Getting closing dates to line up when buying and selling a home can be quite tricky!
For buyers, this is can be very crucial as they typically depend on the proceeds from the sale of their existing home to make the down payment on their next home.
But when this isn't possible, a bridge loan or bridge financing could be the next solution!
All about bridge loans
The purpose for bridge loans is to "bridge" the gap between the time that the homeowner sells their current home and closes on their next property.
This allows them to make the down payment on their new home while waiting for their existing one to close. This makes bridge loans a temporary solution that ranges from a few days to a few months.

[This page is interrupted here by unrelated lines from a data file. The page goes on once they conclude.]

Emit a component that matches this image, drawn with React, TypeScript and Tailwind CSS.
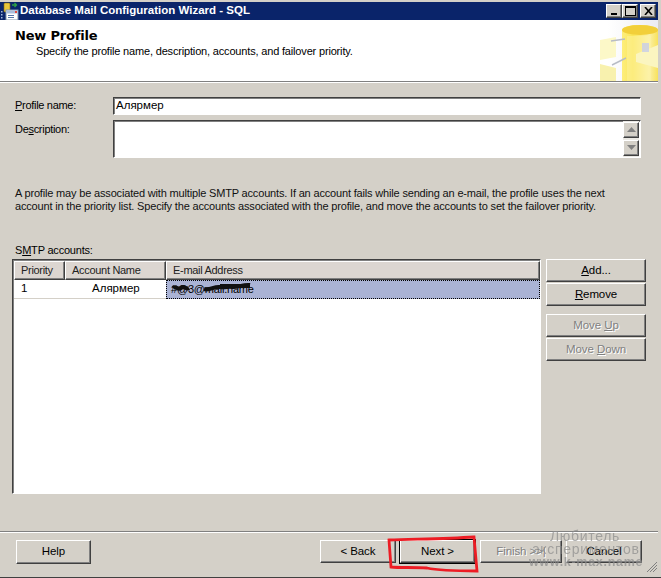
const Bevel = "border border-t-white border-l-white border-r-[#404040] border-b-[#404040] shadow-[inset_-1px_-1px_0_#808080]";
const Sunken = "border border-t-[#404040] border-l-[#404040] border-r-white border-b-white bg-white outline outline-1 outline-[#d4d0c8] shadow-[inset_1px_1px_0_#808080]";

function U({ children }: { children: React.ReactNode }) {
  return <span className="underline underline-offset-1">{children}</span>;
}

function Btn({ className = "", disabled = false, children }: { className?: string; disabled?: boolean; children: React.ReactNode }) {
  return (
    <div className={`flex items-center justify-center text-[11.5px] tracking-[-0.1px] ${Bevel} ${disabled ? "text-[#808080] [text-shadow:1px_1px_0_#fff]" : "text-black"} ${className}`}>
      <span>{children}</span>
    </div>
  );
}

function Head({ className = "", children }: { className?: string; children: React.ReactNode }) {
  return (
    <div className={`flex h-[19px] items-center bg-[#dcd6d1] pl-[6px] text-[11px] tracking-[-0.3px] text-[#222] ${Bevel} ${className}`}>
      {children}
    </div>
  );
}

function TitleIcon() {
  return (
    <svg width="18" height="18" viewBox="0 0 18 18" className="shrink-0">
      <rect x="0" y="9" width="1.5" height="1.5" fill="#9fb6d8" />
      <rect x="0" y="12" width="1.5" height="1.5" fill="#9fb6d8" />
      <rect x="0" y="15" width="1.5" height="1.5" fill="#9fb6d8" />
      <rect x="3" y="1" width="6" height="9" rx="1" fill="#e8c53a" stroke="#8a6d10" strokeWidth="0.6" />
      <path d="M11 3h4M13.5 1l2 2-2 2" stroke="#2ea043" strokeWidth="1.3" fill="none" />
      <rect x="5" y="8" width="12" height="10" fill="#fff" stroke="#7f93ad" />
      <rect x="5.5" y="8.5" width="11" height="3" fill="#a9bedc" />
      <rect x="7" y="13" width="6" height="1" fill="#5877a8" />
      <rect x="7" y="15" width="6" height="1" fill="#5877a8" />
      <rect x="14" y="9" width="2" height="2" fill="#e2483d" />
    </svg>
  );
}

function Banner() {
  return (
    <svg width="58" height="61" viewBox="0 0 58 61" className="shrink-0">
      <defs>
        <linearGradient id="cyl" x1="0" x2="1" y1="0" y2="0">
          <stop offset="0" stopColor="#fdee7c" />
          <stop offset="0.3" stopColor="#fbe65a" />
          <stop offset="0.75" stopColor="#fbf0a8" />
          <stop offset="1" stopColor="#f8e25c" />
        </linearGradient>
        <linearGradient id="bg" x1="0" x2="1" y1="0" y2="0">
          <stop offset="0" stopColor="#ffffff" />
          <stop offset="1" stopColor="#ececf2" />
        </linearGradient>
      </defs>
      <rect x="8" y="0" width="50" height="61" fill="url(#bg)" />
      <path d="M22 10c0-3 8-5 18-5s18 2 18 5v51H22z" fill="url(#cyl)" />
      <ellipse cx="40" cy="10" rx="18" ry="5" fill="#f2cf3a" />
      <rect x="27" y="16" width="24" height="45" fill="#fdf5a8" opacity="0.45" />
      <path d="M0 20l16-3v20L0 40z" fill="#fcf8c8" />
      <path d="M0 44l16 4v13H0z" fill="#f8f1ae" />
      <path d="M36 34l22-9v23l-22-6z" fill="#fbf5c0" />
      <rect x="42" y="23" width="7" height="9" fill="#c9cfe6" opacity="0.85" />
      <path d="M11 21l14-2" stroke="#b8bcc6" strokeWidth="1.5" />
      <path d="M12 45l14-7" stroke="#b8bcc6" strokeWidth="1.5" />
    </svg>
  );
}

function Arrow({ up }: { up?: boolean }) {
  return (
    <div className={`flex h-[16px] w-[16px] items-center justify-center bg-[#d4d0c8] ${Bevel}`}>
      <svg width="9" height="6" viewBox="0 0 9 6">
        <path d={up ? "M4.5 0L9 5H0z" : "M0 0h9L4.5 5z"} fill="#808080" />
      </svg>
    </div>
  );
}

export default function App() {
  return (
    <div className="relative flex h-[578px] w-[661px] flex-col overflow-hidden border-b border-b-[#404040] bg-[#d4d0c8] pt-[2px] pr-[3px] font-['Liberation_Sans',sans-serif] text-[11.5px] text-black">
      {/* Title bar */}
      <div className="flex h-[18px] shrink-0 items-center bg-[#0a246a] pl-[1px] pr-[2px]">
        <TitleIcon />
        <span className="ml-[1px] text-[11.5px] font-bold leading-none text-white">Database Mail Configuration Wizard - SQL</span>
        <div className="ml-auto flex">
          <div className={`flex h-[14px] w-[16px] items-end justify-center bg-[#d4d0c8] pb-[2px] ${Bevel}`}>
            <div className="h-[2px] w-[6px] bg-black" />
          </div>
          <div className={`flex h-[14px] w-[16px] items-center justify-center bg-[#d4d0c8] ${Bevel}`}>
            <div className="h-[10px] w-[11px] border border-t-2 border-black" />
          </div>
          <div className={`ml-[2px] flex h-[14px] w-[16px] items-center justify-center bg-[#d4d0c8] ${Bevel}`}>
            <svg width="9" height="8" viewBox="0 0 9 8"><path d="M1 0l7 8M8 0L1 8" stroke="#000" strokeWidth="1.6" /></svg>
          </div>
        </div>
      </div>

      {/* Header */}
      <div className="flex h-[61px] shrink-0 justify-between bg-white">
        <div className="pl-[15px] pt-[8px]">
          <div className="font-['DejaVu_Sans',sans-serif] text-[13px] font-bold leading-[16px] tracking-[-0.2px]">New Profile</div>
          <div className="pl-[21px] text-[11px] leading-[14px] tracking-[-0.17px]">Specify the profile name, description, accounts, and failover priority.</div>
        </div>
        <Banner />
      </div>
      <div className="h-[2px] shrink-0 border-t border-t-[#808080] border-b border-b-white" />

      {/* Form */}
      <div className="flex flex-1 flex-col pl-[15px] pr-[12px] pt-[13px]">
        <div className="flex h-[19px] items-center pr-[5px]">
          <div className="w-[98px] text-[11px] tracking-[-0.3px]"><U>P</U>rofile name:</div>
          <div className={`flex h-[18px] flex-1 items-center pl-[2px] ${Sunken}`}>Алярмер</div>
        </div>
        <div className="mt-[5px] flex pr-[5px]">
          <div className="w-[98px] pt-[1px] text-[11px] tracking-[-0.3px]">De<U>s</U>cription:</div>
          <div className={`flex h-[38px] flex-1 justify-end ${Sunken}`}>
            <div className="mr-[1px] flex w-[16px] flex-col justify-between bg-[#ebe9e4] py-[1px]">
              <Arrow up />
              <Arrow />
            </div>
          </div>
        </div>

        <p className="mt-[29px] w-[610px] text-[11px] leading-[13px] tracking-[-0.17px] text-[#111]">
          A profile may be associated with multiple SMTP accounts. If an account fails while sending an e-mail, the profile uses the next account in the priority list. Specify the accounts associated with the profile, and move the accounts to set the failover priority.
        </p>

        <div className="mt-[30px] text-[11px] leading-[14px] tracking-[-0.2px]">S<U>M</U>TP accounts:</div>

        <div className="mt-[2px] flex">
          {/* Table */}
          <div className="-ml-[3px] h-[235px] w-[529px] shrink-0 border border-t-[#404040] border-l-[#404040] border-r-white border-b-white bg-white pl-[1px] pt-[1px] shadow-[inset_1px_1px_0_#808080]">
            <div className="flex">
              <Head className="w-[51px]">Priority</Head>
              <Head className="w-[101px]">Account Name</Head>
              <Head className="flex-1">E-mail Address</Head>
            </div>
            <div className="flex h-[19px] items-center border-b border-b-[#d4d0c8]">
              <div className="w-[51px] pl-[7px]">1</div>
              <div className="w-[101px] pl-[27px]">Алярмер</div>
              <div className="relative flex h-[19px] flex-1 items-center border border-dotted border-black bg-[#aab3d5] pl-[4px] text-[11px] tracking-[-0.2px]">
                #@3@mail.name
                <svg width="90" height="14" viewBox="0 0 90 14" className="absolute left-[3px] top-[1px]">
                  <path d="M3 6c3-3 5 3 8 0s5 2 8 0" stroke="#111" strokeWidth="4" fill="none" />
                  <path d="M34 7c6 2 10-3 16-2s8-1 12 0 12-3 18-2" stroke="#111" strokeWidth="4" fill="none" />
                  <path d="M50 4h30" stroke="#111" strokeWidth="4" />
                </svg>
              </div>
            </div>
          </div>

          {/* Side buttons */}
          <div className="ml-[5px] flex w-[100px] shrink-0 flex-col">
            <Btn className="h-[23px]"><U>A</U>dd...</Btn>
            <Btn className="mt-px h-[23px]"><U>R</U>emove</Btn>
            <Btn disabled className="mt-[8px] h-[23px]">Move <U>U</U>p</Btn>
            <Btn disabled className="mt-px h-[23px]">Move <U>D</U>own</Btn>
          </div>
        </div>
      </div>

      {/* Footer */}
      <div className="h-[2px] shrink-0 border-t border-t-[#808080] border-b border-b-white" />
      <div className="flex h-[44px] shrink-0 items-start pl-[16px] pt-[7px]">
        <Btn className="h-[24px] w-[75px]">Help</Btn>
        <Btn className="ml-[229px] h-[23px] w-[76px]">&lt; Back</Btn>
        <Btn className="ml-[4px] h-[23px] w-[75px] outline outline-1 outline-black">Next &gt;</Btn>
        <Btn disabled className="ml-[5px] h-[23px] w-[82px]">Finish &gt;&gt;|</Btn>
        <Btn className="ml-[4px] h-[23px] w-[76px]">Cancel</Btn>
      </div>

      {/* Hand-drawn highlight */}
      <svg width="100" height="50" viewBox="0 0 100 50" className="pointer-events-none absolute left-[385px] top-[530px]">
        <path d="M4 10C30 9 60 9 89 7L92 41C72 41 55 41 42 38 28 37 15 38 6 37L4 10z" fill="none" stroke="#ed1c24" strokeWidth="2.8" />
      </svg>

      {/* Watermark */}
      <div className="pointer-events-none absolute left-[526px] top-[530px] w-[120px] whitespace-nowrap text-center text-[14px] leading-[13px] tracking-[0.7px] text-[#8c8c8c] opacity-70">
        <div className="pr-[2px]">Любитель</div>
        <div>экспериментов</div>
        <div className="text-[12.5px] font-bold">www.k-max.name</div>
      </div>

      {/* Grip */}
      <svg width="12" height="12" viewBox="0 0 12 12" className="absolute bottom-[4px] right-[3px]">
        <path d="M11 1L1 11M11 4L4 11M11 7L7 11" stroke="#808080" strokeWidth="1" />
      </svg>
    </div>
  );
}
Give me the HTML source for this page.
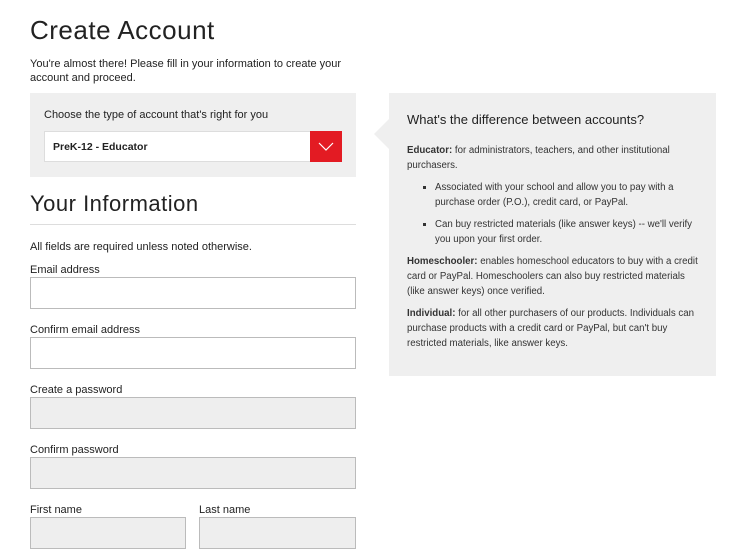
<!DOCTYPE html><html><head><style>
body{margin:0;width:750px;height:554px;background:#fff;font-family:"Liberation Sans",sans-serif;color:#222;position:relative;overflow:hidden}
.a{position:absolute}
h1{position:absolute;margin:0;font-weight:300;font-size:26px;letter-spacing:.5px;color:#222}
.lbl{position:absolute;font-size:11px;color:#222}
.in{position:absolute;box-sizing:border-box;border:1px solid #bbb;height:32px;background:#fff}
.in.g{background:#eee}
.rp p{margin:0 0 7px;font-size:9.7px;line-height:15px;color:#333}
.rp ul{margin:0 0 7px;padding-left:28px;list-style:square}
.rp li{font-size:9.7px;line-height:15px;color:#333;margin-bottom:7px}
</style></head><body>
<h1 style="left:30px;top:15px">Create Account</h1>
<div class="a" style="left:30px;top:57px;font-size:11px;line-height:14px;width:330px">You're almost there! Please fill in your information to create your account and proceed.</div>
<div class="a" style="left:30px;top:93px;width:326px;height:84px;background:#efefef"></div>
<div class="lbl" style="left:44px;top:109px">Choose the type of account that's right for you</div>
<div class="a" style="left:44px;top:131px;width:298px;height:31px;background:#fff;border:1px solid #ddd;box-sizing:border-box"></div>
<div class="a" style="left:53px;top:141px;font-size:10.5px;font-weight:bold;color:#222">PreK-12 - Educator</div>
<div class="a" style="left:310px;top:131px;width:32px;height:31px;background:#e31b23"><svg width="32" height="31"><path d="M9 12 L16 19 L23 12" fill="none" stroke="#fff" stroke-width="1.2"/></svg></div>
<h1 style="left:30px;top:191px;font-size:22px">Your Information</h1>
<div class="a" style="left:30px;top:224px;width:326px;height:1px;background:#ddd"></div>
<div class="lbl" style="left:30px;top:241px">All fields are required unless noted otherwise.</div>
<div class="lbl" style="left:30px;top:264px">Email address</div>
<div class="in" style="left:30px;top:277px;width:326px"></div>
<div class="lbl" style="left:30px;top:324px">Confirm email address</div>
<div class="in" style="left:30px;top:337px;width:326px"></div>
<div class="lbl" style="left:30px;top:384px">Create a password</div>
<div class="in g" style="left:30px;top:397px;width:326px"></div>
<div class="lbl" style="left:30px;top:444px">Confirm password</div>
<div class="in g" style="left:30px;top:457px;width:326px"></div>
<div class="lbl" style="left:30px;top:504px">First name</div>
<div class="in g" style="left:30px;top:517px;width:156px"></div>
<div class="lbl" style="left:199px;top:504px">Last name</div>
<div class="in g" style="left:199px;top:517px;width:157px"></div>
<div class="a" style="left:389px;top:93px;width:327px;height:283px;background:#efefef"></div>
<div class="a" style="left:374px;top:118px;width:0;height:0;border-top:16px solid transparent;border-bottom:16px solid transparent;border-right:16px solid #efefef"></div>
<div class="a rp" style="left:407px;top:112px;width:292px">
<div style="font-size:13px;color:#222;margin-bottom:16px">What's the difference between accounts?</div>
<p><b>Educator:</b> for administrators, teachers, and other institutional purchasers.</p>
<ul><li>Associated with your school and allow you to pay with a purchase order (P.O.), credit card, or PayPal.</li><li>Can buy restricted materials (like answer keys) -- we'll verify you upon your first order.</li></ul>
<p><b>Homeschooler:</b> enables homeschool educators to buy with a credit card or PayPal. Homeschoolers can also buy restricted materials (like answer keys) once verified.</p>
<p><b>Individual:</b> for all other purchasers of our products. Individuals can purchase products with a credit card or PayPal, but can't buy restricted materials, like answer keys.</p>
</div>
</body></html>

Because this would be a short-term loan, bridge financing has higher rates than what a typical mortgage would. In addition, lenders may charge an administration fee and legal fees may also be involved, depending on your situation.
Pros and cons of bridge loans
Bridge loans are a great solution, and they are generally easier to qualify for. This is because lenders know that you will have the money to repay the loan once your sale is finalized.
This also creates additional purchase options, as you won't have to worry about closing deadlines. This can relieve a lot of stress and bring a peace of mind knowing that the down payment for your next property is ready to go.
Even with the higher interest rate, bridge loans are still cost-effective as it's for a much shorter term. As long as the sale of the property is finalized, you won't have to worry about any financial obligations!